- [INSTRUCTION]: Output the full listing below exactly, without the pictures.

- [DATA EXCERPT]:
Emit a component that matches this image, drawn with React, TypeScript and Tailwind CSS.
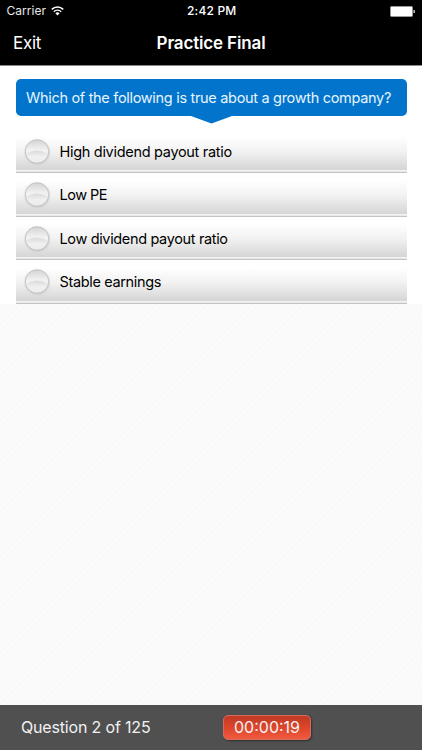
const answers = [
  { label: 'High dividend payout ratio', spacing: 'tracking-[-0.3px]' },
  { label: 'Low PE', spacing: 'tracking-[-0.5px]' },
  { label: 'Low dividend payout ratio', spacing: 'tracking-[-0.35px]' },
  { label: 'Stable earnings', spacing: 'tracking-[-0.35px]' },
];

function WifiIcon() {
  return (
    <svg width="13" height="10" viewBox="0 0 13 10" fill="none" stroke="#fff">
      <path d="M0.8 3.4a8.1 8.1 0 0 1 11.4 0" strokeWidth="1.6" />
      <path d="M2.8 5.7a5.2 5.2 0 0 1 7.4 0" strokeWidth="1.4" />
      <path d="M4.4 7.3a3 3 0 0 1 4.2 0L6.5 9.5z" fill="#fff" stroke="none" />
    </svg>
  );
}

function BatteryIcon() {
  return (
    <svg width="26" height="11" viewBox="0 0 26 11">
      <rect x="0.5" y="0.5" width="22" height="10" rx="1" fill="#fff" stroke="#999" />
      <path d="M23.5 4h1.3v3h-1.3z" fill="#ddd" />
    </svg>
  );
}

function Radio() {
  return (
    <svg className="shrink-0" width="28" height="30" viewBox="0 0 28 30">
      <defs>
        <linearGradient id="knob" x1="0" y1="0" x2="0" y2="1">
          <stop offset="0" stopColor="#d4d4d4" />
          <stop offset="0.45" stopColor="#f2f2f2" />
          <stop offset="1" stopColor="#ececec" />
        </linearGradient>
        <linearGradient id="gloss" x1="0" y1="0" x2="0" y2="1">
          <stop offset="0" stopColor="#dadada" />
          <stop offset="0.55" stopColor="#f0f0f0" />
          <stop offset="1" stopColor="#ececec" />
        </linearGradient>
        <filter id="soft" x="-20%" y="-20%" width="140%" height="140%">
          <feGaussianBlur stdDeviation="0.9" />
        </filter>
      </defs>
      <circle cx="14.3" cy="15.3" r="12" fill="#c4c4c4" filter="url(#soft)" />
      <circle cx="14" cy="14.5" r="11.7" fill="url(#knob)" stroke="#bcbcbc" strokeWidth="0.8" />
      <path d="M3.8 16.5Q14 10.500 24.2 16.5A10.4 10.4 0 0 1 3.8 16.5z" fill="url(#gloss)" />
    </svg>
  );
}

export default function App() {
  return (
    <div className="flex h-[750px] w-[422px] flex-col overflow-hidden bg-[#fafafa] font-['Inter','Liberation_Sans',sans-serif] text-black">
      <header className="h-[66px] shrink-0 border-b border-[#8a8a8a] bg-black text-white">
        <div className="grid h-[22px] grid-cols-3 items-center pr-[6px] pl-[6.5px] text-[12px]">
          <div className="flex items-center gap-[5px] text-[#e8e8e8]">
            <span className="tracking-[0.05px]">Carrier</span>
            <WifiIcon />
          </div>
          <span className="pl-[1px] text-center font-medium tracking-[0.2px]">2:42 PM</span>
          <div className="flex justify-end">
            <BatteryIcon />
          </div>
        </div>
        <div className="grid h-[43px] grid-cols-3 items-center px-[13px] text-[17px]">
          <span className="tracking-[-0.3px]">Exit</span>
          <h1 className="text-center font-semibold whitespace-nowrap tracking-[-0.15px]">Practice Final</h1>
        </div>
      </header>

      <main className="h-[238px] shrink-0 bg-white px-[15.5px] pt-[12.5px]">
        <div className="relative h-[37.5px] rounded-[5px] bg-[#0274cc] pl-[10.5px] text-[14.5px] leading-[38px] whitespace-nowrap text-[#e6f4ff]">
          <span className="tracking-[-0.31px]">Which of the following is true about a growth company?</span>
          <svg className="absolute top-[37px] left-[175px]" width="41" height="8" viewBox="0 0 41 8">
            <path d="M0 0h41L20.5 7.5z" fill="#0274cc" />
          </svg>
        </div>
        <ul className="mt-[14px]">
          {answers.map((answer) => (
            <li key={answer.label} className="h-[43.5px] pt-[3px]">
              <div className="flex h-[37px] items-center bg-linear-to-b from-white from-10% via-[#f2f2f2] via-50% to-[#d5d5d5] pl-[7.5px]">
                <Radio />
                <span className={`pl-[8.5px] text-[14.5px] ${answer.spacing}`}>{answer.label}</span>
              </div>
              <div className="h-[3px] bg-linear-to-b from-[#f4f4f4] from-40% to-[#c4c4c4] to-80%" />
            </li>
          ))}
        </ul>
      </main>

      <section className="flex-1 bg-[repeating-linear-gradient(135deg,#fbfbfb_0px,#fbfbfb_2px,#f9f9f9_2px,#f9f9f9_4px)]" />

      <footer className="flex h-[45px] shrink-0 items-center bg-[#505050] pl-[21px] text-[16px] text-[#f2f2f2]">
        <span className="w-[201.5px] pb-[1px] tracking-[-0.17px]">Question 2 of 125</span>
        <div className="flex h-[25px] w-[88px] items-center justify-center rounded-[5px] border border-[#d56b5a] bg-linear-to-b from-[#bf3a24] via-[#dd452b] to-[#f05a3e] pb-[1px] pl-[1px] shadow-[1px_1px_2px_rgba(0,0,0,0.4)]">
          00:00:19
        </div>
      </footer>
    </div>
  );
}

- [ANSWER TO THIS PROBLEM]:
Emit a component that matches this image, drawn with React, TypeScript and Tailwind CSS.
const answers = [
  { label: 'High dividend payout ratio', spacing: 'tracking-[-0.3px]' },
  { label: 'Low PE', spacing: 'tracking-[-0.5px]' },
  { label: 'Low dividend payout ratio', spacing: 'tracking-[-0.35px]' },
  { label: 'Stable earnings', spacing: 'tracking-[-0.35px]' },
];

function WifiIcon() {
  return (
    <svg width="13" height="10" viewBox="0 0 13 10" fill="none" stroke="#fff">
      <path d="M0.8 3.4a8.1 8.1 0 0 1 11.4 0" strokeWidth="1.6" />
      <path d="M2.8 5.7a5.2 5.2 0 0 1 7.4 0" strokeWidth="1.4" />
      <path d="M4.4 7.3a3 3 0 0 1 4.2 0L6.5 9.5z" fill="#fff" stroke="none" />
    </svg>
  );
}

function BatteryIcon() {
  return (
    <svg width="26" height="11" viewBox="0 0 26 11">
      <rect x="0.5" y="0.5" width="22" height="10" rx="1" fill="#fff" stroke="#999" />
      <path d="M23.5 4h1.3v3h-1.3z" fill="#ddd" />
    </svg>
  );
}

function Radio() {
  return (
    <svg className="shrink-0" width="28" height="30" viewBox="0 0 28 30">
      <defs>
        <linearGradient id="knob" x1="0" y1="0" x2="0" y2="1">
          <stop offset="0" stopColor="#d4d4d4" />
          <stop offset="0.45" stopColor="#f2f2f2" />
          <stop offset="1" stopColor="#ececec" />
        </linearGradient>
        <linearGradient id="gloss" x1="0" y1="0" x2="0" y2="1">
          <stop offset="0" stopColor="#dadada" />
          <stop offset="0.55" stopColor="#f0f0f0" />
          <stop offset="1" stopColor="#ececec" />
        </linearGradient>
        <filter id="soft" x="-20%" y="-20%" width="140%" height="140%">
          <feGaussianBlur stdDeviation="0.9" />
        </filter>
      </defs>
      <circle cx="14.3" cy="15.3" r="12" fill="#c4c4c4" filter="url(#soft)" />
      <circle cx="14" cy="14.5" r="11.7" fill="url(#knob)" stroke="#bcbcbc" strokeWidth="0.8" />
      <path d="M3.8 16.5Q14 10.500 24.2 16.5A10.4 10.4 0 0 1 3.8 16.5z" fill="url(#gloss)" />
    </svg>
  );
}

export default function App() {
  return (
    <div className="flex h-[750px] w-[422px] flex-col overflow-hidden bg-[#fafafa] font-['Inter','Liberation_Sans',sans-serif] text-black">
      <header className="h-[66px] shrink-0 border-b border-[#8a8a8a] bg-black text-white">
        <div className="grid h-[22px] grid-cols-3 items-center pr-[6px] pl-[6.5px] text-[12px]">
          <div className="flex items-center gap-[5px] text-[#e8e8e8]">
            <span className="tracking-[0.05px]">Carrier</span>
            <WifiIcon />
          </div>
          <span className="pl-[1px] text-center font-medium tracking-[0.2px]">2:42 PM</span>
          <div className="flex justify-end">
            <BatteryIcon />
          </div>
        </div>
        <div className="grid h-[43px] grid-cols-3 items-center px-[13px] text-[17px]">
          <span className="tracking-[-0.3px]">Exit</span>
          <h1 className="text-center font-semibold whitespace-nowrap tracking-[-0.15px]">Practice Final</h1>
        </div>
      </header>

      <main className="h-[238px] shrink-0 bg-white px-[15.5px] pt-[12.5px]">
        <div className="relative h-[37.5px] rounded-[5px] bg-[#0274cc] pl-[10.5px] text-[14.5px] leading-[38px] whitespace-nowrap text-[#e6f4ff]">
          <span className="tracking-[-0.31px]">Which of the following is true about a growth company?</span>
          <svg className="absolute top-[37px] left-[175px]" width="41" height="8" viewBox="0 0 41 8">
            <path d="M0 0h41L20.5 7.5z" fill="#0274cc" />
          </svg>
        </div>
        <ul className="mt-[14px]">
          {answers.map((answer) => (
            <li key={answer.label} className="h-[43.5px] pt-[3px]">
              <div className="flex h-[37px] items-center bg-linear-to-b from-white from-10% via-[#f2f2f2] via-50% to-[#d5d5d5] pl-[7.5px]">
                <Radio />
                <span className={`pl-[8.5px] text-[14.5px] ${answer.spacing}`}>{answer.label}</span>
              </div>
              <div className="h-[3px] bg-linear-to-b from-[#f4f4f4] from-40% to-[#c4c4c4] to-80%" />
            </li>
          ))}
        </ul>
      </main>

      <section className="flex-1 bg-[repeating-linear-gradient(135deg,#fbfbfb_0px,#fbfbfb_2px,#f9f9f9_2px,#f9f9f9_4px)]" />

      <footer className="flex h-[45px] shrink-0 items-center bg-[#505050] pl-[21px] text-[16px] text-[#f2f2f2]">
        <span className="w-[201.5px] pb-[1px] tracking-[-0.17px]">Question 2 of 125</span>
        <div className="flex h-[25px] w-[88px] items-center justify-center rounded-[5px] border border-[#d56b5a] bg-linear-to-b from-[#bf3a24] via-[#dd452b] to-[#f05a3e] pb-[1px] pl-[1px] shadow-[1px_1px_2px_rgba(0,0,0,0.4)]">
          00:00:19
        </div>
      </footer>
    </div>
  );
}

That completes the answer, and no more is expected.